▶ _Data segment_

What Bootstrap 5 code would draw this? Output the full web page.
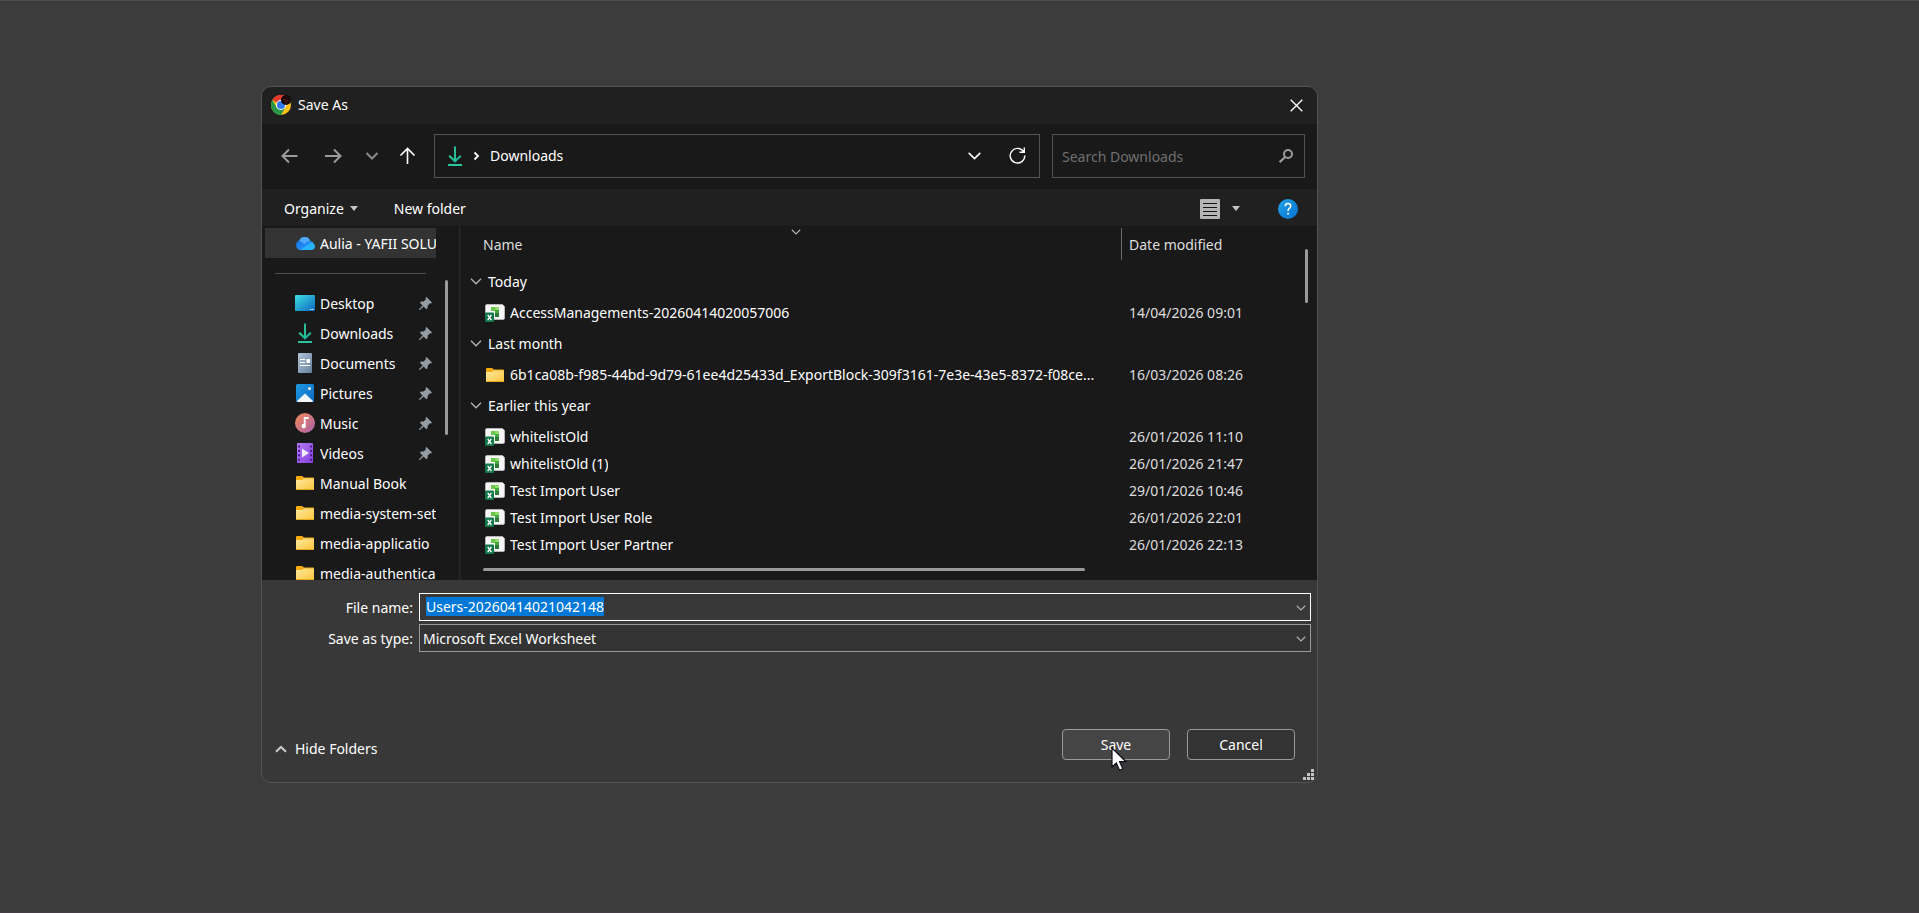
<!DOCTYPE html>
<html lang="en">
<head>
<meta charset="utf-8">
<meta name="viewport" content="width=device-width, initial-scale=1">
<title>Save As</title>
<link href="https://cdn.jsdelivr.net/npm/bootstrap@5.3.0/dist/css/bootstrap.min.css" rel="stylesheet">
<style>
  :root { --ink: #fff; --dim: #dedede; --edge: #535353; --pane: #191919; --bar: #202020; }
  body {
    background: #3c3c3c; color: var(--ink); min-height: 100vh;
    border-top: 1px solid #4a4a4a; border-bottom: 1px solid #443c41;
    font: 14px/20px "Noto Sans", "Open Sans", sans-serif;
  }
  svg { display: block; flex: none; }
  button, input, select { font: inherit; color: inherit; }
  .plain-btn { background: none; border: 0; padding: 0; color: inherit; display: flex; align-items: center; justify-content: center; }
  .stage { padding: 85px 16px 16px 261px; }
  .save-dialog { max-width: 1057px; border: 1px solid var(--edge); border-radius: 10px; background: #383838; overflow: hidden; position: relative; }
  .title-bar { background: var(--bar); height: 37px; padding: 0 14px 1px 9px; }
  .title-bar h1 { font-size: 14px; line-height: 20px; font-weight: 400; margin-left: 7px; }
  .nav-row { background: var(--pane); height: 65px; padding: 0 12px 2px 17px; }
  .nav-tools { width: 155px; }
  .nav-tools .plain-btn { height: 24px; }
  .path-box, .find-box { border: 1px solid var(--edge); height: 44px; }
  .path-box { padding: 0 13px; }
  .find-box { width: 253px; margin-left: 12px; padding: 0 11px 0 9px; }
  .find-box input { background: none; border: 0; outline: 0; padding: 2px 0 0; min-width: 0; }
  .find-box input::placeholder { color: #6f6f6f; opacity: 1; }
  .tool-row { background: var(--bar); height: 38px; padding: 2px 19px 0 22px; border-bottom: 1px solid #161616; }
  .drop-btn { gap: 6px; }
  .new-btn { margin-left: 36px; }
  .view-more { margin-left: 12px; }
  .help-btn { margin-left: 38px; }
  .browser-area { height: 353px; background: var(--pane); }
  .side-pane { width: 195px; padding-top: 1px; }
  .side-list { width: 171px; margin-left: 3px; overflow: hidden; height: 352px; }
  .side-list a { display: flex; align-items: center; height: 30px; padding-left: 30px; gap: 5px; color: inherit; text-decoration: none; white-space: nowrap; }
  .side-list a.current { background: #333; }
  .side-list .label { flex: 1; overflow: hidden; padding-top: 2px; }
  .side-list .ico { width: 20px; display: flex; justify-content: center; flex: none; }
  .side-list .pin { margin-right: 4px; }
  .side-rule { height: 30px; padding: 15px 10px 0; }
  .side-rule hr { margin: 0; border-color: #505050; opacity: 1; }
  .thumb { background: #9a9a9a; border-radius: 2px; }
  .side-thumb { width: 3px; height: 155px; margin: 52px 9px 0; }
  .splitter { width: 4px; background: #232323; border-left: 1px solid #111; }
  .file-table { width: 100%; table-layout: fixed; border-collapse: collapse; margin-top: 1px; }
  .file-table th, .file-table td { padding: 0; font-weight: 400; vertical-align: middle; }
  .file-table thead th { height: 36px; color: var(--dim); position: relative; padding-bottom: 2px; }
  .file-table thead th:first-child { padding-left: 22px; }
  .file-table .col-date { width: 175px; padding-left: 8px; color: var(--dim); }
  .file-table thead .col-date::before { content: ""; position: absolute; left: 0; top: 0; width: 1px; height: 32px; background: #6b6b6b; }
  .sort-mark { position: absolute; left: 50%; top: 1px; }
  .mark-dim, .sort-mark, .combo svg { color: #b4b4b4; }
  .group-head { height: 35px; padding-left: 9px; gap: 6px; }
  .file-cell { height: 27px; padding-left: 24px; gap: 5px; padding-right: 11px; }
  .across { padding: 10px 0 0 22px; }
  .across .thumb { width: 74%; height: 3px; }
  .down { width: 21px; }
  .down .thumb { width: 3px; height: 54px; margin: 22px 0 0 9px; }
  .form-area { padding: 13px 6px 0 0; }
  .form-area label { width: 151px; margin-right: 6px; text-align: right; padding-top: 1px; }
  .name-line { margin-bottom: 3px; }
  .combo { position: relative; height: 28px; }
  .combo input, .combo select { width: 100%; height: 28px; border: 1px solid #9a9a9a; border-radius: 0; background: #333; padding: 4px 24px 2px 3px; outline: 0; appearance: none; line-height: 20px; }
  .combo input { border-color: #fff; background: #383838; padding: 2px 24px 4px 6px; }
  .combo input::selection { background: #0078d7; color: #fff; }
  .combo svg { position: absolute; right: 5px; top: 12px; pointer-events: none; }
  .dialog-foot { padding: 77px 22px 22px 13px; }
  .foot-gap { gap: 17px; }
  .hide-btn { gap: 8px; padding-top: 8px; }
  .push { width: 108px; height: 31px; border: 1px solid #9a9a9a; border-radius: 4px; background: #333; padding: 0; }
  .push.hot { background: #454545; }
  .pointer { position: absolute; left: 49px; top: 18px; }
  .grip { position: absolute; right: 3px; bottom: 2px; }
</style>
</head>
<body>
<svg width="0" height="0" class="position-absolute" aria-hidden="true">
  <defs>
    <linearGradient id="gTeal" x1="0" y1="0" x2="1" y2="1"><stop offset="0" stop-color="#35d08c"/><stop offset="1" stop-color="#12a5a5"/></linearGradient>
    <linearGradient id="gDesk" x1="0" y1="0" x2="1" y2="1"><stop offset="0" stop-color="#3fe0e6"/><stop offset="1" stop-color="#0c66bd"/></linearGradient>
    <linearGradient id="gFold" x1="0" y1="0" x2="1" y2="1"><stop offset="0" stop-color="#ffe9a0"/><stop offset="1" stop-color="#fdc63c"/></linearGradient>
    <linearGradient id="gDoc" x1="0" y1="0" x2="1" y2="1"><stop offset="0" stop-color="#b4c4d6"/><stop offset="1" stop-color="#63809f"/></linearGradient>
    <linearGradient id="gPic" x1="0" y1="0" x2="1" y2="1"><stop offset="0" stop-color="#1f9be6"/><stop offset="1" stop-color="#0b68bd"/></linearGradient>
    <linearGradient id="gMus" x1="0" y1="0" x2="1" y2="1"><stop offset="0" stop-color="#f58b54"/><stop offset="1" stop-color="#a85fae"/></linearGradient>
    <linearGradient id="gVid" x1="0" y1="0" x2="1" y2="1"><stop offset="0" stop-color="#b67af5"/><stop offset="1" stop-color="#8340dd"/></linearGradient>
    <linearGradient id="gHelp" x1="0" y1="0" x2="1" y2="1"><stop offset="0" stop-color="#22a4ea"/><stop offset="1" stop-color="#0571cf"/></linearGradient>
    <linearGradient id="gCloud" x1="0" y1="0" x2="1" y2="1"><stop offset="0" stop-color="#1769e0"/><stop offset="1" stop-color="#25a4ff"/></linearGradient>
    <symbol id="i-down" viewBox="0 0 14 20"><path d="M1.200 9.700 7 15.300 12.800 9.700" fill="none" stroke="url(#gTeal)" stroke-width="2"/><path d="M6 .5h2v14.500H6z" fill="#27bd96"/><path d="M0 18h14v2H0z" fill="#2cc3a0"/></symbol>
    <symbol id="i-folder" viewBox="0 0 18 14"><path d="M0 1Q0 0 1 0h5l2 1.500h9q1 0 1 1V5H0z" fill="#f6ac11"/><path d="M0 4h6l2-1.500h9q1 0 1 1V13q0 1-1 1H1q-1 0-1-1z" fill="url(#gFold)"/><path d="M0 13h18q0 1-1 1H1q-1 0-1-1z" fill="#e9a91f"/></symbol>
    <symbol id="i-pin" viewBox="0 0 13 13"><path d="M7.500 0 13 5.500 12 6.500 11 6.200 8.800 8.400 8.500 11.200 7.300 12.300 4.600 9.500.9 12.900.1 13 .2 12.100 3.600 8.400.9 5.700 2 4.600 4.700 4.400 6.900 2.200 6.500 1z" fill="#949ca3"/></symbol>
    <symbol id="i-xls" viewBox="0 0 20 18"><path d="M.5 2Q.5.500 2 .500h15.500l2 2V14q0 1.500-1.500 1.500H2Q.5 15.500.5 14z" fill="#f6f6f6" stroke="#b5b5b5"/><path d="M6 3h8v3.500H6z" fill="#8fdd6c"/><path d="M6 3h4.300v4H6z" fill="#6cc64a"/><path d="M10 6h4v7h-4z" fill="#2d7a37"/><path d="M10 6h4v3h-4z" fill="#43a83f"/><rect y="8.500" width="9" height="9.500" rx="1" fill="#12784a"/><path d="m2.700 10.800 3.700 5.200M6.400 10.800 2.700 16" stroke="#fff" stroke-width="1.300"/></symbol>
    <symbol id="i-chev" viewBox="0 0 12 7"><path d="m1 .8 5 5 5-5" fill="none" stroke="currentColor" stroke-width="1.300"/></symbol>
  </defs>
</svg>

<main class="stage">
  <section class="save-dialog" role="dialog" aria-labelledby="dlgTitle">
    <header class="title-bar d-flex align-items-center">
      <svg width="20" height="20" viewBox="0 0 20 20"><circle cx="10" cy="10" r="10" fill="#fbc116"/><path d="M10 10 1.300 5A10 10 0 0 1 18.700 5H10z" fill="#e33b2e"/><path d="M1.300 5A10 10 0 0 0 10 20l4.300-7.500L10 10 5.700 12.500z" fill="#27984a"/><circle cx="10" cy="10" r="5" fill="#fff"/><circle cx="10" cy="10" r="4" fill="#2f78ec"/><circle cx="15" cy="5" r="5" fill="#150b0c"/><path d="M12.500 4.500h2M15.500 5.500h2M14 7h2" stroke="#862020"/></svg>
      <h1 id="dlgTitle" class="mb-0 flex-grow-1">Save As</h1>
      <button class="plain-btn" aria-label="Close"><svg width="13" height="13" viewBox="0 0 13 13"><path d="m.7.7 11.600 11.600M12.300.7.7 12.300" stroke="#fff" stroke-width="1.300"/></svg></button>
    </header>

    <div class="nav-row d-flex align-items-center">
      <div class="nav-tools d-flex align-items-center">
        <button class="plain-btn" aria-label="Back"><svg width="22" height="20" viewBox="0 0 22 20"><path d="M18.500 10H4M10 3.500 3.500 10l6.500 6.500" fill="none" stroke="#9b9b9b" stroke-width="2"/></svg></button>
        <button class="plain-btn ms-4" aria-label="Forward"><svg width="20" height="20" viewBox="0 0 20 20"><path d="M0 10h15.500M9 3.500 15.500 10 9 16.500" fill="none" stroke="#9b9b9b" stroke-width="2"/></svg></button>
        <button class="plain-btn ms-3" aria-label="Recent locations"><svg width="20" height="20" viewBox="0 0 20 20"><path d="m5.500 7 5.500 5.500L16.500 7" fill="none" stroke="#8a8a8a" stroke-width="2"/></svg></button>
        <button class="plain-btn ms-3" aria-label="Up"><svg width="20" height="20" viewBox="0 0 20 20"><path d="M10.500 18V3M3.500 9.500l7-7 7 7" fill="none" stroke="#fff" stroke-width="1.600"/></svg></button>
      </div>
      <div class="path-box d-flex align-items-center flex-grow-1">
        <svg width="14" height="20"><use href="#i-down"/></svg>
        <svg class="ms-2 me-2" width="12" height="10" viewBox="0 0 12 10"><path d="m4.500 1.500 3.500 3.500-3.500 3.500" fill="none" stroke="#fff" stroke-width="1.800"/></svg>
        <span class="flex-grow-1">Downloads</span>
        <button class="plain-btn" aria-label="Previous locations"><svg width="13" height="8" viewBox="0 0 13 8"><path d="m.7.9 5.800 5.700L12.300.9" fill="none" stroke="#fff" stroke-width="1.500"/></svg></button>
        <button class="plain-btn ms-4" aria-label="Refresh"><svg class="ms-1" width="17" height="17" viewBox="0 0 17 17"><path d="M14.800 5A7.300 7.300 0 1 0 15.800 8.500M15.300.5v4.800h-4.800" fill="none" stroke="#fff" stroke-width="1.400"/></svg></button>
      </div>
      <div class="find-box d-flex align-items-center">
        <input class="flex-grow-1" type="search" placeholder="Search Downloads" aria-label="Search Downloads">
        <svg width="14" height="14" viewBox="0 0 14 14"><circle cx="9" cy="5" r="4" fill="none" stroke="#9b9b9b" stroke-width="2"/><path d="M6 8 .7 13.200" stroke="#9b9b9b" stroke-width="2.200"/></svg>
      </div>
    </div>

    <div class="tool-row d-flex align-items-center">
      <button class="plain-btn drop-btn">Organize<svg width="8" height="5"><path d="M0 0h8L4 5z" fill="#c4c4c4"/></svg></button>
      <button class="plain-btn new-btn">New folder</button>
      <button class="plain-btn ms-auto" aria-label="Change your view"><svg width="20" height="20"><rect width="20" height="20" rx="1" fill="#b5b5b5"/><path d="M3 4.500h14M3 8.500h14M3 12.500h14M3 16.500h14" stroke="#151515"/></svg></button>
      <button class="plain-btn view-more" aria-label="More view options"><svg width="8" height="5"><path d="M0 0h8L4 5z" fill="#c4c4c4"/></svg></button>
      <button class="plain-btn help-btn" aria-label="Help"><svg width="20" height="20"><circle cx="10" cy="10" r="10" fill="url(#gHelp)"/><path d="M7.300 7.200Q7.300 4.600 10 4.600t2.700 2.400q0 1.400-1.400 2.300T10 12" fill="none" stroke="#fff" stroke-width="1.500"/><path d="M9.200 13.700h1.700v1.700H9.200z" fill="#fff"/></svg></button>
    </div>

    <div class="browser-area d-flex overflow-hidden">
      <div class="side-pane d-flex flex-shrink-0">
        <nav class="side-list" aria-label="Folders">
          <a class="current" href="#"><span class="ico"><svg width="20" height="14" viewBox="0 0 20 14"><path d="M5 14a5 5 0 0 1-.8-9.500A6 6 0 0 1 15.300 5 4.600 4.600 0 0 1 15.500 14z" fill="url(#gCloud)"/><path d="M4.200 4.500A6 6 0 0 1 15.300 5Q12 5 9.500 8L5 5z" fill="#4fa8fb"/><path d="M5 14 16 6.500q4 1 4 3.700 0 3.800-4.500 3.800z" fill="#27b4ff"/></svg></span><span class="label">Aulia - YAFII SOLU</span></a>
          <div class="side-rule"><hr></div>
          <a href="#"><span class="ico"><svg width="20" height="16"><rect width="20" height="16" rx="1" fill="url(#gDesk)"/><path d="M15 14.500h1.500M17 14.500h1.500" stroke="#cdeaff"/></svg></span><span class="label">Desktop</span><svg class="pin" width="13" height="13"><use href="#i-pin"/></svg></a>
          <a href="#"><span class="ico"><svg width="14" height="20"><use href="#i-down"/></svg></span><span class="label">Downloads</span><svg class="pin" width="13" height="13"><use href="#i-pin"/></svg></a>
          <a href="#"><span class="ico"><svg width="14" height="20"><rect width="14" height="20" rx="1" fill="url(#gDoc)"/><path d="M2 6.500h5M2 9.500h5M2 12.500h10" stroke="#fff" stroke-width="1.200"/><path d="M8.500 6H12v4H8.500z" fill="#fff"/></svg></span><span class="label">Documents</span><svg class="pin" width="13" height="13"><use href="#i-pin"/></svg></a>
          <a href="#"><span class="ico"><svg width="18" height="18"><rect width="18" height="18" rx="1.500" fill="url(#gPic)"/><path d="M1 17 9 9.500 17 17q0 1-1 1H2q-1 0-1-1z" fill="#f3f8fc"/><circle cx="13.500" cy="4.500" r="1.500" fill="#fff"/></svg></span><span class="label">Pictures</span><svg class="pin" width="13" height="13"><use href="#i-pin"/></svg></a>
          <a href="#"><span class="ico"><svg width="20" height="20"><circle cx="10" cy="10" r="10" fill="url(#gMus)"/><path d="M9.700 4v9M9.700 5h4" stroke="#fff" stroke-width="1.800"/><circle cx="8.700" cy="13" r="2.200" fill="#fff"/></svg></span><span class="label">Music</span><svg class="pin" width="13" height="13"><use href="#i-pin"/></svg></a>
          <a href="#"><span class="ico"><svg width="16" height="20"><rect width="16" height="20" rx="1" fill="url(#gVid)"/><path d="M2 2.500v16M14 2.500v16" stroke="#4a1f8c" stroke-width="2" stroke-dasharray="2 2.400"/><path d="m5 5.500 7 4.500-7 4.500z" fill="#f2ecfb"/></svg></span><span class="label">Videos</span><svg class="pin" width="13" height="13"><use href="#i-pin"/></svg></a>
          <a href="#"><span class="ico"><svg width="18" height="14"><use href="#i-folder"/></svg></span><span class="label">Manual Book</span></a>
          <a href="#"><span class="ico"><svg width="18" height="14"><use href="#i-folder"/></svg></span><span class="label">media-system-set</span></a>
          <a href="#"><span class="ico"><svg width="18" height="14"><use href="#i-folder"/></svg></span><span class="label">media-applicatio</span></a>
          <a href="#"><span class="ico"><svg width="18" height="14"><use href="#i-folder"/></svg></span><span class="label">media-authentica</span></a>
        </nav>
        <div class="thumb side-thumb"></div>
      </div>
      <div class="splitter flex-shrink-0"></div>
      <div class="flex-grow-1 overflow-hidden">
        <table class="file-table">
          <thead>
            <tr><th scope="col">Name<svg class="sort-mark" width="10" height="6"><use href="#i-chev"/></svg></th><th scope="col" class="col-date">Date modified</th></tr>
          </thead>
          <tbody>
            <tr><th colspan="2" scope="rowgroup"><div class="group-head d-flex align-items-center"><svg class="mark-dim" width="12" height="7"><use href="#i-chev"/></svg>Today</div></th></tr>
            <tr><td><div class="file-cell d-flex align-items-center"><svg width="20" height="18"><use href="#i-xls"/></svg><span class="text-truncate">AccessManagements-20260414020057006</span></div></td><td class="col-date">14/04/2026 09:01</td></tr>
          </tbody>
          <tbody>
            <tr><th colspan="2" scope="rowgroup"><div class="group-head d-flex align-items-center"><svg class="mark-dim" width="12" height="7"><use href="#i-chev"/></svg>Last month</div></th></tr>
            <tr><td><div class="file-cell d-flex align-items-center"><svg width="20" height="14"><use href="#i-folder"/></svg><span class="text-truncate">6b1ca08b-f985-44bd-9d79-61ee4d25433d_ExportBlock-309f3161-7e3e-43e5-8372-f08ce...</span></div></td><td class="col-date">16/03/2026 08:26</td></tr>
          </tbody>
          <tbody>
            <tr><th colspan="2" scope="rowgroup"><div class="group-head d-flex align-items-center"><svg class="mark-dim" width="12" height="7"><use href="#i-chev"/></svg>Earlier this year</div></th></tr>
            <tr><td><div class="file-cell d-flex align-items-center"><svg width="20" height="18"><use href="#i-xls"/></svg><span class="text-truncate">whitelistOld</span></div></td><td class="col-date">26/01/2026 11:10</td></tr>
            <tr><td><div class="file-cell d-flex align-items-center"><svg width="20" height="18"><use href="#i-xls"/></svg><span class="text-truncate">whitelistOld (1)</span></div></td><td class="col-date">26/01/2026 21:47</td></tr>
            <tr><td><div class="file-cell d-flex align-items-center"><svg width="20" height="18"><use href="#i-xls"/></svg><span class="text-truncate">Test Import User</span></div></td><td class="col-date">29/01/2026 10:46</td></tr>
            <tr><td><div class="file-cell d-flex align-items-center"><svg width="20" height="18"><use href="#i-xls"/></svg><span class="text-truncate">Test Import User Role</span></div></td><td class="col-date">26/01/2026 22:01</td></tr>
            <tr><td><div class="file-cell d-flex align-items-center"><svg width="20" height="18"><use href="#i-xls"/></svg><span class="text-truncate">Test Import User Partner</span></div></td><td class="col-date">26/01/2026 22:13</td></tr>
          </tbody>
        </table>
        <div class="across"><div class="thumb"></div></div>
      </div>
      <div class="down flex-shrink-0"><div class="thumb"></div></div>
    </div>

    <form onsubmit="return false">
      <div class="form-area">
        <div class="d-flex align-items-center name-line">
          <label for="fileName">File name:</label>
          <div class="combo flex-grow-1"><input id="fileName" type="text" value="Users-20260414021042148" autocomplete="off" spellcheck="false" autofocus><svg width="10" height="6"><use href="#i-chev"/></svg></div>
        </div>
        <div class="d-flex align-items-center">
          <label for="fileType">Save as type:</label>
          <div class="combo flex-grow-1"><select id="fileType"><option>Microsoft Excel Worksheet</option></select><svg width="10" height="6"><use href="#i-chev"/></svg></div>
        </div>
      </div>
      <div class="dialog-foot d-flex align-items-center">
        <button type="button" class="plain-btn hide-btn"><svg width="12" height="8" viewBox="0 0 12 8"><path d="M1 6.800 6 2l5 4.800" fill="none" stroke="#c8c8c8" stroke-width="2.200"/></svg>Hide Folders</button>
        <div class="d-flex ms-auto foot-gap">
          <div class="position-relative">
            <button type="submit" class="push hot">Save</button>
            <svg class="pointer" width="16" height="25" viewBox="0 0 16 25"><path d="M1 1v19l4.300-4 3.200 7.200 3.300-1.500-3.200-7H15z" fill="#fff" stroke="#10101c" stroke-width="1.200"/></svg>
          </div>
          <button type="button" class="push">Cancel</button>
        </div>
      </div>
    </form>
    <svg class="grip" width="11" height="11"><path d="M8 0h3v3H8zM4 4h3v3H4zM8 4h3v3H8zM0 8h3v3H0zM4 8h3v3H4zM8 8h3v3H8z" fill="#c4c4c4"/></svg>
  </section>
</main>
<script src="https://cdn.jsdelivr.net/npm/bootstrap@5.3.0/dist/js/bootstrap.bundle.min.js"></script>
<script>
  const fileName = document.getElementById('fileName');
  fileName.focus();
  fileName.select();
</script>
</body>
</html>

▶ _Set task_
Pick out every line with the string "this" and copy it.

▶ _Written reply_
What Bootstrap 5 code would draw this? Output the full web page.
            <tr><th colspan="2" scope="rowgroup"><div class="group-head d-flex align-items-center"><svg class="mark-dim" width="12" height="7"><use href="#i-chev"/></svg>Earlier this year</div></th></tr>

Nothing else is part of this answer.